◆ Exercise prompt: Once the pictures are set aside, transcribe the remaining data exactly.

===== Data extract =====

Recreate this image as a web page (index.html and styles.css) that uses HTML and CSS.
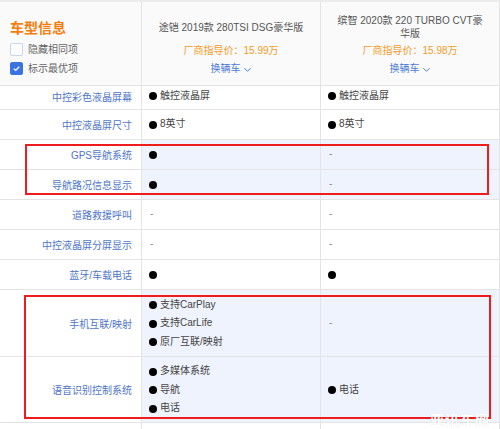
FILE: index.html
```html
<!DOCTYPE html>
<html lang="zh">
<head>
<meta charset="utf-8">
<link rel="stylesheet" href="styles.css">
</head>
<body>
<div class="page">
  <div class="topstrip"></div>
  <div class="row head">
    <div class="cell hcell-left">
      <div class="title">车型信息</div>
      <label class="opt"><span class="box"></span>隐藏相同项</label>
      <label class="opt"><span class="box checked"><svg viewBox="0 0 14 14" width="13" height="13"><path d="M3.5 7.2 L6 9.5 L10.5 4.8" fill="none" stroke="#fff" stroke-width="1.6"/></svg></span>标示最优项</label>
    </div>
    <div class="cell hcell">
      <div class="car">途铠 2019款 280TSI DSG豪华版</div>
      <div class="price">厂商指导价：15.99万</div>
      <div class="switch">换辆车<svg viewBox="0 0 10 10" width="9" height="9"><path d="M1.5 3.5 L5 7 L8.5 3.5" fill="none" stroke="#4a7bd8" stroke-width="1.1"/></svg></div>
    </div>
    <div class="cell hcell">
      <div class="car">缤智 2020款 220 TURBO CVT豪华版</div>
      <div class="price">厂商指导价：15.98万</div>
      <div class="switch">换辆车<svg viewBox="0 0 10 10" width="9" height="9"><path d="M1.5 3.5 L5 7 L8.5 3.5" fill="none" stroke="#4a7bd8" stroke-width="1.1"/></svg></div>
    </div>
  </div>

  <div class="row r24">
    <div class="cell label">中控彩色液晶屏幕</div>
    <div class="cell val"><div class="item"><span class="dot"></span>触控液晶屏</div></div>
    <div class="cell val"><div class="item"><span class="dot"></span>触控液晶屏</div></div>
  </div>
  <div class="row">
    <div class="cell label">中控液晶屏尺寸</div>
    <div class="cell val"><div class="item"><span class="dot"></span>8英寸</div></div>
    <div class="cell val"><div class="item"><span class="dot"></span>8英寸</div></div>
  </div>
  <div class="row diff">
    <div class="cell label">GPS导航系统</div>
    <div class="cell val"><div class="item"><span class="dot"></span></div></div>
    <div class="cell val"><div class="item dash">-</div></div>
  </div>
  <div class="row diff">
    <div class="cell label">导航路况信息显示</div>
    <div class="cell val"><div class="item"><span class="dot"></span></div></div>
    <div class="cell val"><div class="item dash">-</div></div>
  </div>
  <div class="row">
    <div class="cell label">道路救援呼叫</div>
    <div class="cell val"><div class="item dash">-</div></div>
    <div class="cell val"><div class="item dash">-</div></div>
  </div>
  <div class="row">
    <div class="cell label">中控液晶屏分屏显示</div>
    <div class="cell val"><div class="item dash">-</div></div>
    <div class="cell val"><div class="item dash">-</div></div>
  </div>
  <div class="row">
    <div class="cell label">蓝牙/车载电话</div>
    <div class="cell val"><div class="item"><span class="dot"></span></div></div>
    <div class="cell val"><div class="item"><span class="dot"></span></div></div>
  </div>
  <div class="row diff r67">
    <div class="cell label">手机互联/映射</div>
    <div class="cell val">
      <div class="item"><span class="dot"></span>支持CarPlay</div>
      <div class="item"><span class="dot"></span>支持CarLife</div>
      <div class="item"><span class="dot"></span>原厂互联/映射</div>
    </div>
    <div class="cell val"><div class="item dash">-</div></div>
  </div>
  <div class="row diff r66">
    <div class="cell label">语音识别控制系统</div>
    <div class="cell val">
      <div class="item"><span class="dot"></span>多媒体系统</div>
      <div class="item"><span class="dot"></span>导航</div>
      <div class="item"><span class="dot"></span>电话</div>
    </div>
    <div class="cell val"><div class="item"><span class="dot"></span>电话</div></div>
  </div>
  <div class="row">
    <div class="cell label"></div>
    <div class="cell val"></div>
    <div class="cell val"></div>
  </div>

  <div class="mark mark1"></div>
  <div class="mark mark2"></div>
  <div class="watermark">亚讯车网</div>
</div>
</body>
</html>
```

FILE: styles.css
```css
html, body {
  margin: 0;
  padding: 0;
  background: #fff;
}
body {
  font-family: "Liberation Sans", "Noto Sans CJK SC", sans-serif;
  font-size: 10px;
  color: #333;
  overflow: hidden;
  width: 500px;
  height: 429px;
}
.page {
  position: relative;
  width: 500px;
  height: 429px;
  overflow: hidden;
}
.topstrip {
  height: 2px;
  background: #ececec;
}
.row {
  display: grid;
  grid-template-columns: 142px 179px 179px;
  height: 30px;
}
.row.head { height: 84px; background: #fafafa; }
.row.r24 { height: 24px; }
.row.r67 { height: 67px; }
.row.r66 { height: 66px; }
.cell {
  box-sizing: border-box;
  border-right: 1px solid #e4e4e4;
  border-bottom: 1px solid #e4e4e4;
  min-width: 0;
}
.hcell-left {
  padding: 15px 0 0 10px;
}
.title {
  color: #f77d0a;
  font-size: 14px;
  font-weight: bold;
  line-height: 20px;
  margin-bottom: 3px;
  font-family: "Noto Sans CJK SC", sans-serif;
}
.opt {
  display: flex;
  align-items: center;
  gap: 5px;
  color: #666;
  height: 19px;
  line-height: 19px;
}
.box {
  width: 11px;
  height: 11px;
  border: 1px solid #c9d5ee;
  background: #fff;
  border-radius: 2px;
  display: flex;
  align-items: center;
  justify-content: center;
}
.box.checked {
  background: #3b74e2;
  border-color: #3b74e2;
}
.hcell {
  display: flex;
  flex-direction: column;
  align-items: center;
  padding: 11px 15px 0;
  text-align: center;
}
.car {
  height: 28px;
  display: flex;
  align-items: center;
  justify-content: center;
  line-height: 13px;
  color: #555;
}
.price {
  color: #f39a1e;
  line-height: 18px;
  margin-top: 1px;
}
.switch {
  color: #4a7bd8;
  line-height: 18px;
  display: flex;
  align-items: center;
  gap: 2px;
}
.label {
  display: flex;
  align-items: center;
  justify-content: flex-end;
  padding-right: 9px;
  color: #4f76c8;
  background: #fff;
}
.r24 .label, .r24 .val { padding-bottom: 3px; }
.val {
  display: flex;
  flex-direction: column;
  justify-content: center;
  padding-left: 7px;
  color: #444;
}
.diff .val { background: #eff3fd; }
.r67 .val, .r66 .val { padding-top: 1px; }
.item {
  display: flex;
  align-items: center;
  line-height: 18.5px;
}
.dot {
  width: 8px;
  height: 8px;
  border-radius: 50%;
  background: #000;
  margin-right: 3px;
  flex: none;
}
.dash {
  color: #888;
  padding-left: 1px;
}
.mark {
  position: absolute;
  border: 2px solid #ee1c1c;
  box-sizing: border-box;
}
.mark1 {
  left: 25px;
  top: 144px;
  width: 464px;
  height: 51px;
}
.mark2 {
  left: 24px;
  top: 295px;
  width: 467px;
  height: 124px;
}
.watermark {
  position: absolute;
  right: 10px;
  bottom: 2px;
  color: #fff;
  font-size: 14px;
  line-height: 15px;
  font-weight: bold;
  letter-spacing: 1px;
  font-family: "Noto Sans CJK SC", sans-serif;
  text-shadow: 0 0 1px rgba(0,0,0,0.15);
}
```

=====

◆ Task answer:
Recreate this image as a web page (index.html and styles.css) that uses HTML and CSS.
FILE: index.html
```html
<!DOCTYPE html>
<html lang="zh">
<head>
<meta charset="utf-8">
<link rel="stylesheet" href="styles.css">
</head>
<body>
<div class="page">
  <div class="topstrip"></div>
  <div class="row head">
    <div class="cell hcell-left">
      <div class="title">车型信息</div>
      <label class="opt"><span class="box"></span>隐藏相同项</label>
      <label class="opt"><span class="box checked"><svg viewBox="0 0 14 14" width="13" height="13"><path d="M3.5 7.2 L6 9.5 L10.5 4.8" fill="none" stroke="#fff" stroke-width="1.6"/></svg></span>标示最优项</label>
    </div>
    <div class="cell hcell">
      <div class="car">途铠 2019款 280TSI DSG豪华版</div>
      <div class="price">厂商指导价：15.99万</div>
      <div class="switch">换辆车<svg viewBox="0 0 10 10" width="9" height="9"><path d="M1.5 3.5 L5 7 L8.5 3.5" fill="none" stroke="#4a7bd8" stroke-width="1.1"/></svg></div>
    </div>
    <div class="cell hcell">
      <div class="car">缤智 2020款 220 TURBO CVT豪华版</div>
      <div class="price">厂商指导价：15.98万</div>
      <div class="switch">换辆车<svg viewBox="0 0 10 10" width="9" height="9"><path d="M1.5 3.5 L5 7 L8.5 3.5" fill="none" stroke="#4a7bd8" stroke-width="1.1"/></svg></div>
    </div>
  </div>

  <div class="row r24">
    <div class="cell label">中控彩色液晶屏幕</div>
    <div class="cell val"><div class="item"><span class="dot"></span>触控液晶屏</div></div>
    <div class="cell val"><div class="item"><span class="dot"></span>触控液晶屏</div></div>
  </div>
  <div class="row">
    <div class="cell label">中控液晶屏尺寸</div>
    <div class="cell val"><div class="item"><span class="dot"></span>8英寸</div></div>
    <div class="cell val"><div class="item"><span class="dot"></span>8英寸</div></div>
  </div>
  <div class="row diff">
    <div class="cell label">GPS导航系统</div>
    <div class="cell val"><div class="item"><span class="dot"></span></div></div>
    <div class="cell val"><div class="item dash">-</div></div>
  </div>
  <div class="row diff">
    <div class="cell label">导航路况信息显示</div>
    <div class="cell val"><div class="item"><span class="dot"></span></div></div>
    <div class="cell val"><div class="item dash">-</div></div>
  </div>
  <div class="row">
    <div class="cell label">道路救援呼叫</div>
    <div class="cell val"><div class="item dash">-</div></div>
    <div class="cell val"><div class="item dash">-</div></div>
  </div>
  <div class="row">
    <div class="cell label">中控液晶屏分屏显示</div>
    <div class="cell val"><div class="item dash">-</div></div>
    <div class="cell val"><div class="item dash">-</div></div>
  </div>
  <div class="row">
    <div class="cell label">蓝牙/车载电话</div>
    <div class="cell val"><div class="item"><span class="dot"></span></div></div>
    <div class="cell val"><div class="item"><span class="dot"></span></div></div>
  </div>
  <div class="row diff r67">
    <div class="cell label">手机互联/映射</div>
    <div class="cell val">
      <div class="item"><span class="dot"></span>支持CarPlay</div>
      <div class="item"><span class="dot"></span>支持CarLife</div>
      <div class="item"><span class="dot"></span>原厂互联/映射</div>
    </div>
    <div class="cell val"><div class="item dash">-</div></div>
  </div>
  <div class="row diff r66">
    <div class="cell label">语音识别控制系统</div>
    <div class="cell val">
      <div class="item"><span class="dot"></span>多媒体系统</div>
      <div class="item"><span class="dot"></span>导航</div>
      <div class="item"><span class="dot"></span>电话</div>
    </div>
    <div class="cell val"><div class="item"><span class="dot"></span>电话</div></div>
  </div>
  <div class="row">
    <div class="cell label"></div>
    <div class="cell val"></div>
    <div class="cell val"></div>
  </div>

  <div class="mark mark1"></div>
  <div class="mark mark2"></div>
  <div class="watermark">亚讯车网</div>
</div>
</body>
</html>
```

FILE: styles.css
```css
html, body {
  margin: 0;
  padding: 0;
  background: #fff;
}
body {
  font-family: "Liberation Sans", "Noto Sans CJK SC", sans-serif;
  font-size: 10px;
  color: #333;
  overflow: hidden;
  width: 500px;
  height: 429px;
}
.page {
  position: relative;
  width: 500px;
  height: 429px;
  overflow: hidden;
}
.topstrip {
  height: 2px;
  background: #ececec;
}
.row {
  display: grid;
  grid-template-columns: 142px 179px 179px;
  height: 30px;
}
.row.head { height: 84px; background: #fafafa; }
.row.r24 { height: 24px; }
.row.r67 { height: 67px; }
.row.r66 { height: 66px; }
.cell {
  box-sizing: border-box;
  border-right: 1px solid #e4e4e4;
  border-bottom: 1px solid #e4e4e4;
  min-width: 0;
}
.hcell-left {
  padding: 15px 0 0 10px;
}
.title {
  color: #f77d0a;
  font-size: 14px;
  font-weight: bold;
  line-height: 20px;
  margin-bottom: 3px;
  font-family: "Noto Sans CJK SC", sans-serif;
}
.opt {
  display: flex;
  align-items: center;
  gap: 5px;
  color: #666;
  height: 19px;
  line-height: 19px;
}
.box {
  width: 11px;
  height: 11px;
  border: 1px solid #c9d5ee;
  background: #fff;
  border-radius: 2px;
  display: flex;
  align-items: center;
  justify-content: center;
}
.box.checked {
  background: #3b74e2;
  border-color: #3b74e2;
}
.hcell {
  display: flex;
  flex-direction: column;
  align-items: center;
  padding: 11px 15px 0;
  text-align: center;
}
.car {
  height: 28px;
  display: flex;
  align-items: center;
  justify-content: center;
  line-height: 13px;
  color: #555;
}
.price {
  color: #f39a1e;
  line-height: 18px;
  margin-top: 1px;
}
.switch {
  color: #4a7bd8;
  line-height: 18px;
  display: flex;
  align-items: center;
  gap: 2px;
}
.label {
  display: flex;
  align-items: center;
  justify-content: flex-end;
  padding-right: 9px;
  color: #4f76c8;
  background: #fff;
}
.r24 .label, .r24 .val { padding-bottom: 3px; }
.val {
  display: flex;
  flex-direction: column;
  justify-content: center;
  padding-left: 7px;
  color: #444;
}
.diff .val { background: #eff3fd; }
.r67 .val, .r66 .val { padding-top: 1px; }
.item {
  display: flex;
  align-items: center;
  line-height: 18.5px;
}
.dot {
  width: 8px;
  height: 8px;
  border-radius: 50%;
  background: #000;
  margin-right: 3px;
  flex: none;
}
.dash {
  color: #888;
  padding-left: 1px;
}
.mark {
  position: absolute;
  border: 2px solid #ee1c1c;
  box-sizing: border-box;
}
.mark1 {
  left: 25px;
  top: 144px;
  width: 464px;
  height: 51px;
}
.mark2 {
  left: 24px;
  top: 295px;
  width: 467px;
  height: 124px;
}
.watermark {
  position: absolute;
  right: 10px;
  bottom: 2px;
  color: #fff;
  font-size: 14px;
  line-height: 15px;
  font-weight: bold;
  letter-spacing: 1px;
  font-family: "Noto Sans CJK SC", sans-serif;
  text-shadow: 0 0 1px rgba(0,0,0,0.15);
}
```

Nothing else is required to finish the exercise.